Could you provide a quick advice or link to a solution while I am fixing / investigating / searching this issue through my own efforts?

2
I am unsure what you mean by "doesn't work". It appears to me that both of those tests should pass - and if one doesn't, it's because an exception is being thrown somewhere. If you're getting an exception, you really should tell us what it is.Anon.
Agreed with first commenter. Copy the exception and put it hereJon Limjap
I don't know if it's the problem specifically, but consider writing your own UrlResolver class for resolving the entities.

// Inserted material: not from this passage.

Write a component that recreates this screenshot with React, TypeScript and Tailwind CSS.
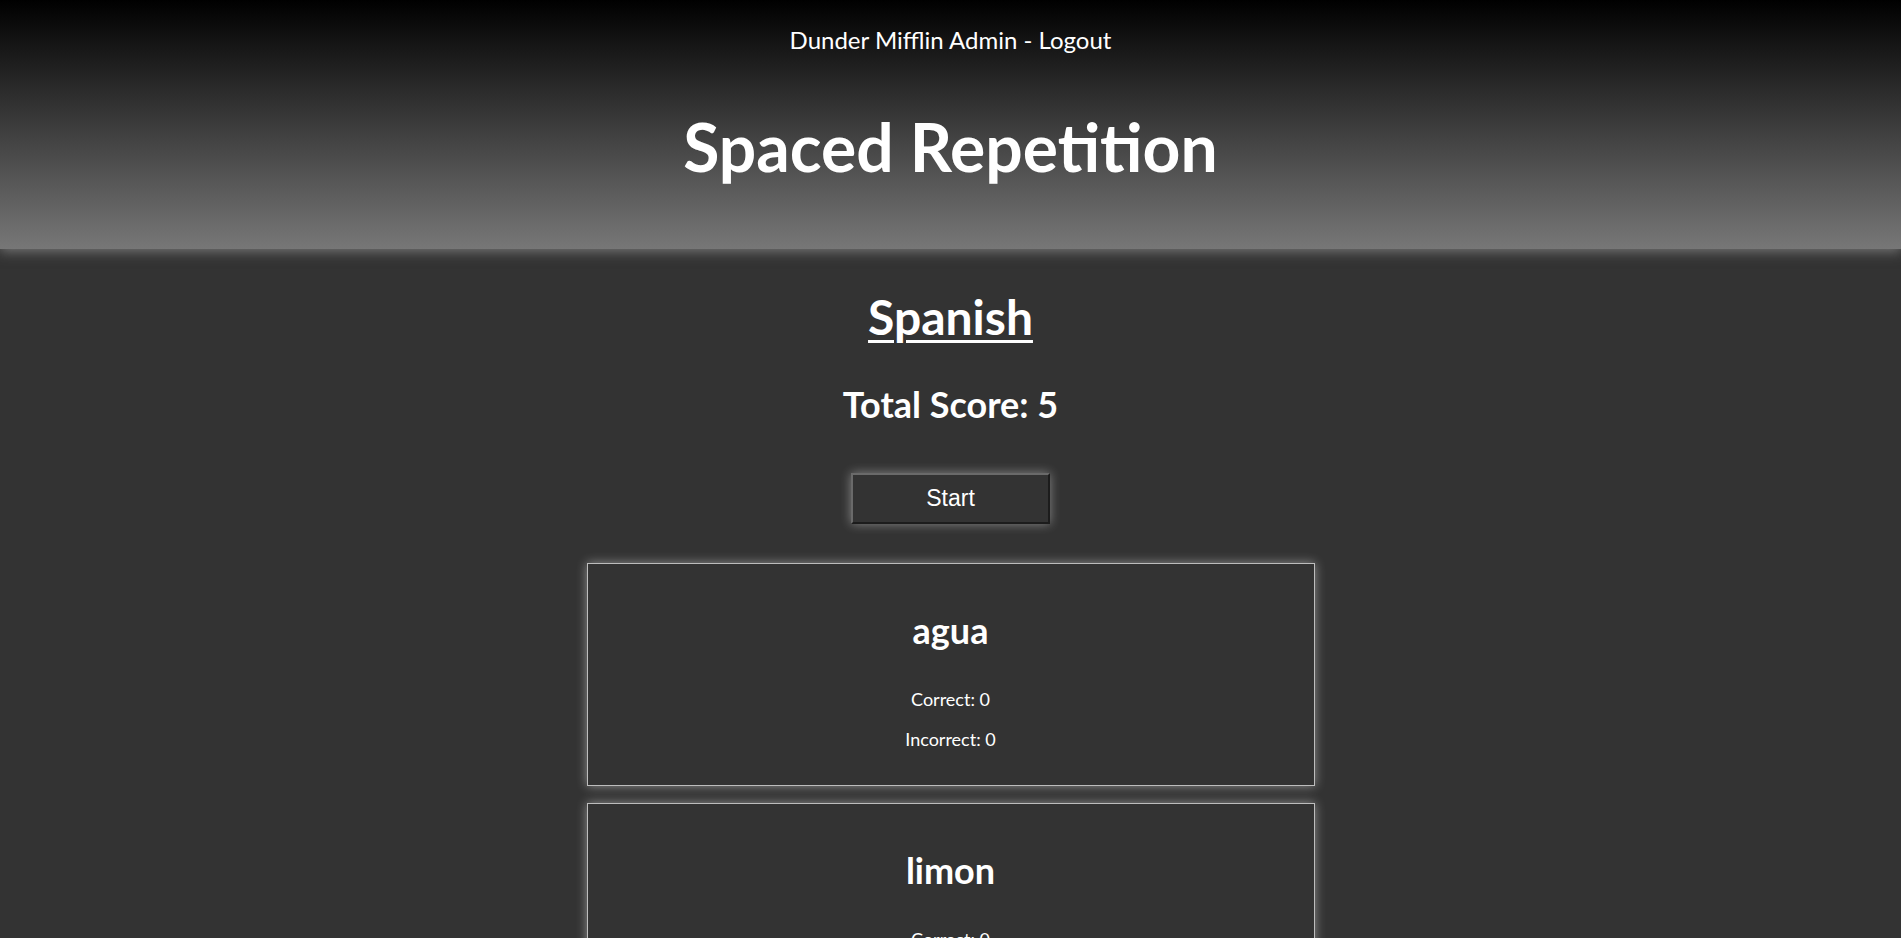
import React from "react";

const words = [
  { id: 1, word: "agua", correct: 0, incorrect: 0 },
  { id: 2, word: "limon", correct: 0, incorrect: 0 },
  { id: 3, word: "naranja", correct: 0, incorrect: 0 },
];

function WordCard({ word, correct, incorrect }: { word: string; correct: number; incorrect: number }) {
  return (
    <li className="w-[728px] border border-[#bdbdbd] bg-[#333333] shadow-[0_0_10px_rgba(255,255,255,0.45)] pt-[45px] pb-[35px] flex flex-col items-center">
      <h3 className="text-[36px] leading-[1.2] font-bold text-white">{word}</h3>
      <p className="mt-[37px] text-[18px] leading-[1.2] text-white">Correct: {correct}</p>
      <p className="mt-[18px] text-[18px] leading-[1.2] text-white">Incorrect: {incorrect}</p>
    </li>
  );
}

export default function App() {
  return (
    <div className="min-h-screen bg-[#333333] font-['Lato',sans-serif] text-white">
      <header className="relative z-10 h-[249px] bg-[linear-gradient(to_bottom,#000000,#777777)] shadow-[0_2px_12px_rgba(170,170,170,0.6)] flex flex-col items-center pt-[26px]">
        <nav className="text-[24px] leading-[1.2]">
          <span>Dunder Mifflin Admin</span>
          <span> - </span>
          <a className="cursor-pointer">Logout</a>
        </nav>
        <h1 className="mt-[52px] text-[66px] leading-[1.2] font-bold">Spaced Repetition</h1>
      </header>

      <main className="flex flex-col items-center pb-10">
        <h2 className="mt-[39px] text-[48px] leading-[1.2] font-bold underline decoration-[3px] underline-offset-[5px]">
          Spanish
        </h2>
        <h3 className="mt-[37px] text-[36px] leading-[1.2] font-bold">Total Score: 5</h3>
        <button className="mt-[47px] w-[199px] h-[51px] bg-[#333333] border-2 border-t-[#6a6a6a] border-l-[#6a6a6a] border-b-[#1c1c1c] border-r-[#1c1c1c] shadow-[0_0_10px_rgba(255,255,255,0.4)] font-['Liberation_Sans',Arial,sans-serif] text-[23px] text-white">
          Start
        </button>
        <ul className="mt-[39px] flex flex-col gap-[17px]">
          {words.map((w) => (
            <WordCard key={w.id} word={w.word} correct={w.correct} incorrect={w.incorrect} />
          ))}
        </ul>
      </main>
    </div>
  );
}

I've seen such classes get called.John Saunders
@John Saunders thanks we'll trysergeyt
FYI: XmlResolver/XmlUrlResolver only gets called for external entities/resources not for character entities.Scott Willeke

2 Answers

1
votes

I've done some research on your question and as best I can tell the only way to ensure that character entities are resolved is to declare them in a DTD. You can resolve the DTD contents yourself (e.g. for caching) by deriving an implementation from the Systm.Xml.XmlResolver base class and responding to GetEntity calls with a stream containing the DTD data.

I wrote an article some time back that explains how to push a default DTD onto the XmlParserContext if there is no DTD declared in your input document. This article is a little dated, but the same concept continues to work with XmlReaderSettings & XmlReader.Create by using an XmlReader.Create overload that accepts an XmlParserContext object as an argument.

Finally, it also looks like .NET 4 will help us out a little with a new XmlResolver derivative named XmlPreloadedResolver which seems to have the XHTML1 and RSS DTDs built in.

0
votes

The funny thing is that, as sergeyt noted, XmlTextReader doesn't care about undefined entities when processing a xml fragment, while XmlReader does!

So a solution in many cases would be to try with an XmlTextRader.